1. Find the derivative of the numerator: The derivative of $(x-5)$ with respect to $x$ is 1.
2. Find the derivative of the denominator: The derivative of $(x^2-25)$ with respect to $x$ is $2x$.

Now, we form a new limit with these derivatives:

$\lim _{x \rightarrow 5} \frac{1}{2x}$

This new limit is no longer indeterminate. We can use direct substitution:

$\frac{1}{2(5)} = \frac{1}{10}$

Voila! We get the same answer, $\frac{1}{10}$. It's a powerful alternative, but remember, it only applies to indeterminate forms, and you must be comfortable with differentiation. For simpler problems like this one, algebraic simplification is often quicker and reinforces fundamental algebraic skills. However, L'Hôpital's Rule is invaluable for more advanced limit problems encountered later in calculus. It’s a testament to the different approaches we can take in mathematics, each suited for different challenges, but often leading to the same fundamental truths about the behavior of functions.
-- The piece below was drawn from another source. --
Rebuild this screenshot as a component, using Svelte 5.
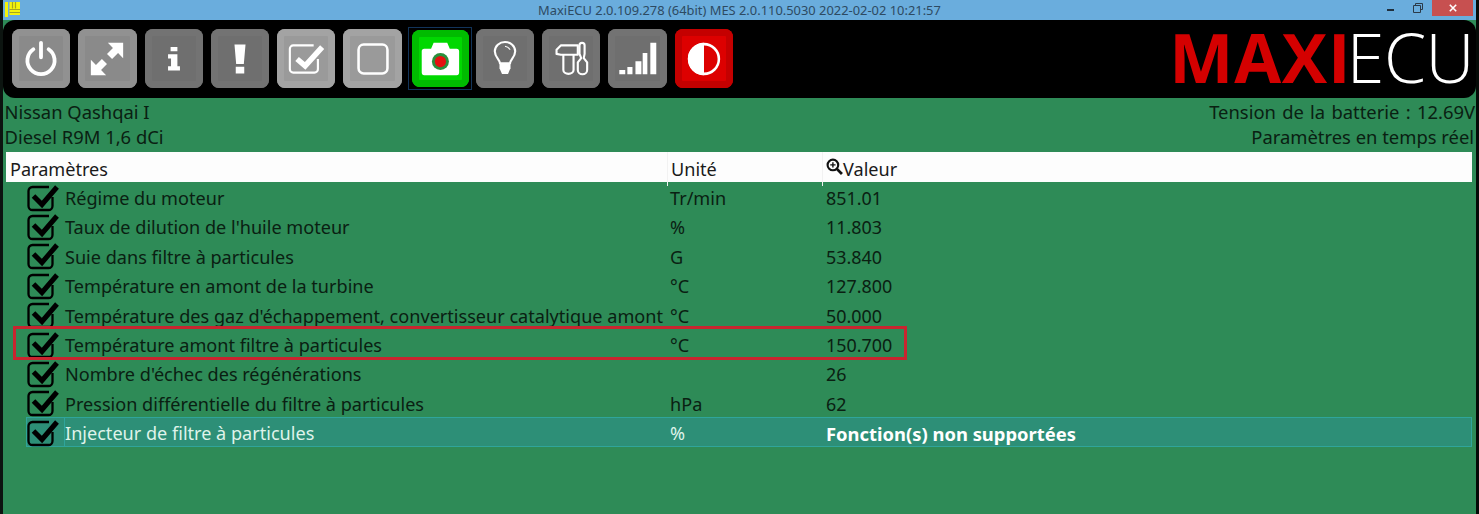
<script lang="ts">
  // Live data parameter list
  const rows = [
    { name: 'Régime du moteur', unit: 'Tr/min', value: '851.01' },
    { name: "Taux de dilution de l'huile moteur", unit: '%', value: '11.803' },
    { name: 'Suie dans filtre à particules', unit: 'G', value: '53.840' },
    { name: 'Température en amont de la turbine', unit: '°C', value: '127.800' },
    { name: "Température des gaz d'échappement, convertisseur catalytique amont", unit: '°C', value: '50.000' },
    { name: 'Température amont filtre à particules', unit: '°C', value: '150.700', marked: true },
    { name: "Nombre d'échec des régénérations", unit: '', value: '26' },
    { name: 'Pression différentielle du filtre à particules', unit: 'hPa', value: '62' },
    { name: 'Injecteur de filtre à particules', unit: '%', value: 'Fonction(s) non supportées', selected: true }
  ];
</script>

<div class="window">
  <header class="titlebar">
    <svg class="app-icon" viewBox="0 0 15 15">
      <path d="M0 0h3v15H0zM4.500 0H15v13H4.500z" fill="#f4f40c" />
      <path d="M7.500 0v6.500M10.500 0v6.500M4.500 7.500H15M4.500 10.500H15" stroke="#a5a520" stroke-width="1.200" fill="none" />
    </svg>
    <span class="title">MaxiECU 2.0.109.278 (64bit) MES 2.0.110.5030 2022-02-02 10:21:57</span>
    <div class="controls">
      <span class="min"></span>
      <svg class="restore" viewBox="0 0 10 10">
        <path d="M2.500 2.500V.5h7v6h-2M.5 2.500h7v7h-7z" fill="none" stroke="#2b3a48" />
      </svg>
      <span class="close">
        <svg viewBox="0 0 10 10"><path d="M1 1l8 8M9 1l-8 8" stroke="#fff" stroke-width="2" /></svg>
      </span>
    </div>
  </header>

  <div class="toolbar">
    <div class="buttons">
      <button class="btn mid" aria-label="Power">
        <svg viewBox="0 0 40 40"><path d="M11 8.500a16 16 0 1 0 18 0M20 1v17" fill="none" stroke="#fff" stroke-width="4.500" stroke-linecap="round" /></svg>
      </button>
      <button class="btn mid" aria-label="Expand">
        <svg viewBox="0 0 40 40"><path d="M21 1h18v18l-6-6-7 7-6-6 7-7zM19 39H1V21l6 6 7-7 6 6-7 7z" fill="#fff" /></svg>
      </button>
      <button class="btn dark" aria-label="Info">
        <svg viewBox="0 0 40 40"><path d="M16 6h8v5h-8zM13 14.500h11v14h3v5H13v-5h3.500v-9H13z" fill="#fff" /></svg>
      </button>
      <button class="btn dark" aria-label="Alert">
        <svg viewBox="0 0 40 40"><path d="M13.500 3h13l-2 23h-9zM15 29h10v8H15z" fill="#fff" /></svg>
      </button>
      <button class="btn light" aria-label="Select all">
        <svg viewBox="0 0 40 40">
          <path d="M34 20v12a4 4 0 0 1-4 4H5a4 4 0 0 1-4-4V8a4 4 0 0 1 4-4h24" fill="none" stroke="#fff" stroke-width="2.500" />
          <path d="M9.500 20l9.500 8L39 6" fill="none" stroke="#fff" stroke-width="6.500" />
        </svg>
      </button>
      <button class="btn light" aria-label="Select none">
        <svg viewBox="0 0 40 40"><rect x="3" y="3" width="34" height="34" rx="6" fill="none" stroke="#fff" stroke-width="3" /></svg>
      </button>
      <div class="focus-ring">
        <button class="btn green" aria-label="Capture">
          <svg viewBox="-0.500 0 40 40">
            <path d="M1 8h8l3-7h16l3 7h8a3 3 0 0 1 3 3v25a3 3 0 0 1-3 3H1a3 3 0 0 1-3-3V11a3 3 0 0 1 3-3z" fill="#fff" />
            <circle cx="20" cy="23" r="10" fill="#2a8f3c" />
            <circle cx="20" cy="23" r="6.600" fill="#e51010" />
          </svg>
        </button>
      </div>
      <button class="btn dark" aria-label="Hints">
        <svg viewBox="0 0 40 40">
          <path d="M14 25c0-4-6-7-6-14a12 11 0 0 1 24 0c0 7-6 10-6 14z" fill="none" stroke="#fff" stroke-width="2.500" stroke-linejoin="round" />
          <path d="M13.500 25h13v6l-3 6.500h-7l-3-6.500z" fill="#fff" />
          <path d="M20 5a8 8 0 0 1 6 4" fill="none" stroke="#fff" stroke-width="1.300" />
        </svg>
      </button>
      <button class="btn dark" aria-label="Tools">
        <svg viewBox="1 0 40 40">
          <path d="M4 9l5-5h20v11H9l-5-1zM12 15h12v18a6 4.500 0 0 1-12 0z" fill="none" stroke="#fff" stroke-width="2.500" stroke-linejoin="round" />
          <path d="M31 4a3 3 0 0 1 6 0v10l-1 5 4 5v9a5.500 5 0 0 1-11 0v-9l4-5-2-5z" fill="none" stroke="#fff" stroke-width="2.500" stroke-linejoin="round" />
        </svg>
      </button>
      <button class="btn dark" aria-label="Signal">
        <svg viewBox="2 0 40 40"><path d="M0 33h7v5H0zM9.500 29.500h6V38h-6zM19 22.500h7V38h-7zM27.500 13H33v25h-5.500zM36.500 1h7v37h-7z" fill="#fff" /></svg>
      </button>
      <button class="btn red" aria-label="Contrast">
        <svg viewBox="0 0 40 40">
          <path d="M20 1a19 19 0 0 0 0 38z" fill="#fff" />
          <circle cx="20" cy="20" r="17.500" fill="none" stroke="#fff" stroke-width="3" />
        </svg>
      </button>
    </div>
    <div class="logo"><span class="maxi">MAXI</span><span class="ecu">ECU</span></div>
  </div>

  <div class="info">
    <div>
      <div>Nissan Qashqai I</div>
      <div>Diesel R9M 1,6 dCi</div>
    </div>
    <div class="info-right">
      <div class="voltage">Tension de la batterie : 12.69V</div>
      <div>Paramètres en temps réel</div>
    </div>
  </div>

  <div class="table">
    <div class="head">
      <div class="head-name">Paramètres</div>
      <div class="head-unit">Unité</div>
      <div class="head-value">
        <svg viewBox="0 0 16 16">
          <circle cx="6.500" cy="6.500" r="5" fill="none" stroke="#111" stroke-width="2" />
          <path d="M10 10l5 5" stroke="#111" stroke-width="2.600" />
          <path d="M4 6.500h5M6.500 4v5" stroke="#111" stroke-width="1.300" />
        </svg>
        Valeur
      </div>
    </div>
    {#each rows as row}
      <div class="row" class:selected={row.selected}>
        <div class="check">
          <svg viewBox="0 0 32 30">
            <path d="M25.500 15v9a4 4 0 0 1-4 4h-16a4 4 0 0 1-4-4V9a4 4 0 0 1 4-4H22" fill="none" stroke="#000" stroke-width="2.300" />
            <path d="M6.500 14l8.500 8.500L30 5" fill="none" stroke="#000" stroke-width="5" />
          </svg>
        </div>
        <div class="name">{row.name}</div>
        <div class="unit">{row.unit}</div>
        <div class="value">{row.value}</div>
        {#if row.marked}<div class="marker"></div>{/if}
      </div>
    {/each}
  </div>
</div>

<style>
  :global(body) {
    background: #2e8b57;
  }

  .window {
    height: 514px;
    overflow: hidden;
    box-sizing: border-box;
    border-left: 3px solid #0c1410;
    border-right: 3px solid #050a07;
    background: #2e8b57;
    font-family: "Noto Sans", sans-serif;
    font-size: 18.100px;
    color: #0a2012;
  }

  .titlebar {
    position: relative;
    height: 20px;
    margin: 0 -3px;
    background: #6aaddd;
    display: flex;
    justify-content: center;
    align-items: center;
  }

  .app-icon {
    position: absolute;
    left: 5px;
    top: 2px;
    width: 15px;
    height: 15px;
  }

  .title {
    font-size: 12.900px;
    color: #2d4a62;
  }

  .controls {
    position: absolute;
    right: 6px;
    top: 0;
    display: flex;
    align-items: center;
    height: 16px;
  }

  .min {
    width: 7px;
    height: 2px;
    background: #1f2f3d;
    margin-top: 4px;
    margin-right: 19px;
  }

  .restore {
    width: 10px;
    height: 10px;
    margin-right: 9px;
  }

  .close {
    width: 41px;
    height: 16px;
    background: #c75050;
    display: flex;
    align-items: center;
    justify-content: center;
  }

  .close svg {
    width: 8px;
    height: 8px;
  }

  .toolbar {
    height: 78px;
    box-sizing: border-box;
    background: #000;
    border-radius: 12px;
    display: flex;
    justify-content: space-between;
    padding: 9px 2px 0 9px;
  }

  .buttons {
    display: flex;
    gap: 8px;
    align-items: flex-start;
  }

  .btn {
    width: 58.300px;
    height: 59px;
    padding: 0;
    border: none;
    border-radius: 8px;
    display: flex;
    align-items: center;
    justify-content: center;
    flex: none;
  }

  .btn svg {
    width: 34px;
    height: 34px;
    overflow: visible;
  }

  .mid {
    background: #8a8a8a;
    box-shadow: inset 0 0 0 7px #919191;
  }

  .dark {
    background: #6f6f6f;
    box-shadow: inset 0 0 0 7px #737373;
  }

  .light {
    background: #9a9a9a;
    box-shadow: inset 0 0 0 7px #a3a3a3;
  }

  .green {
    width: 57px;
    height: 57px;
    background: #00d800;
    box-shadow: inset 0 0 0 7px #00bb00;
  }

  .red {
    background: #dd0000;
    box-shadow: inset 0 0 0 7px #c40000;
  }

  .focus-ring {
    width: 64px;
    height: 63px;
    box-sizing: border-box;
    margin: -2px -4px 0 -2px;
    padding: 2px 0 0 3px;
    border: 1px solid #12345a;
    flex: none;
  }

  .logo {
    font-family: "Open Sans", sans-serif;
    font-size: 68px;
    line-height: 60px;
    white-space: nowrap;
    margin-top: -2px;
  }

  .maxi {
    color: #d40000;
    font-weight: 700;
    letter-spacing: 0.800px;
  }

  .ecu {
    color: #fff;
    font-weight: 300;
    letter-spacing: -0.500px;
    margin-left: -4.500px;
  }

  .info {
    display: flex;
    justify-content: space-between;
    padding: 1px 2px 0 1.500px;
    line-height: 25px;
    height: 52px;
    box-sizing: border-box;
    margin-bottom: 2px;
    font-size: 18.400px;
  }

  .info-right {
    text-align: right;
  }

  .voltage {
    word-spacing: 1.500px;
    margin-right: -1px;
  }

  .table {
    margin: 0 4px 0 3px;
  }

  .head {
    display: grid;
    grid-template-columns: 661px 155px 1fr;
    height: 30px;
    line-height: 34px;
    background: #fdfdfd;
    color: #1a1a1a;
  }

  .head-name {
    padding-left: 4px;
  }

  .head-unit {
    padding-left: 3px;
    border-left: 1px solid #f2f2f2;
  }

  .head-value {
    padding-left: 3px;
    border-left: 1px solid #f2f2f2;
    display: flex;
    align-items: center;
  }

  .head-value svg {
    width: 17px;
    height: 17px;
    margin-top: -6px;
  }

  .row {
    position: relative;
    display: grid;
    grid-template-columns: 59px 602px 155px 1fr;
    grid-template-rows: 29.400px;
    height: 29.400px;
    line-height: 33px;
    white-space: nowrap;
  }

  .check {
    padding-left: 21px;
    display: flex;
    align-items: center;
  }

  .check svg {
    width: 32px;
    height: 30px;
    flex: none;
  }

  .name {
    overflow: visible;
  }

  .unit {
    padding-left: 3px;
  }

  .value {
    padding-left: 4px;
    font-size: 17.900px;
  }

  .selected .name,
  .selected .unit,
  .selected .value {
    background: #2d8f77;
    box-shadow: inset 0 1px 0 #2fa59b, inset 0 -1px 0 #2fa59b;
    color: #dff3ea;
  }

  .selected .value {
    color: #fff;
    font-weight: 700;
    font-size: 18.400px;
    box-shadow: inset 0 1px 0 #2fa59b, inset 0 -1px 0 #2fa59b, inset -1px 0 0 #2fa59b;
  }

  .selected .check {
    position: relative;
  }

  .selected .check::before {
    content: "";
    position: absolute;
    left: 20px;
    top: 0;
    right: 0;
    bottom: 0;
    background: #2d8f77;
    border: 1px solid #2fa59b;
  }

  .selected .check svg {
    position: relative;
  }

  .marker {
    position: absolute;
    left: 7px;
    top: -3px;
    width: 888px;
    height: 28px;
    border: 3px solid #c9252f;
    pointer-events: none;
  }
</style>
Conclusion: Mastering the Art of Limits

So, there you have it, folks! We've successfully evaluated the limit $\lim _{x \rightarrow 5} \frac{x-5}{x^2-25}$ using both algebraic simplification and L'Hôpital's Rule, arriving at the answer $\frac{1}{10}$. This problem is a fantastic introduction to the core concepts of limits: dealing with indeterminate forms, the power of algebraic manipulation, and the fundamental idea that limits describe the behavior of a function near a point. Remember, when you encounter an indeterminate form, don't get discouraged. It's usually a sign that there's a clever simplification or a different rule you can apply. Keep practicing these techniques, and you'll find that limits become less intimidating and more like a fun puzzle to solve. The ability to understand and calculate limits is a gateway to deeper calculus topics like continuity, derivatives, and integrals, which are essential for understanding the world around us. So keep exploring, keep questioning, and most importantly, keep calculating! This journey into calculus is a marathon, not a sprint, and mastering these foundational limit problems is a huge leap forward. Happy calculating!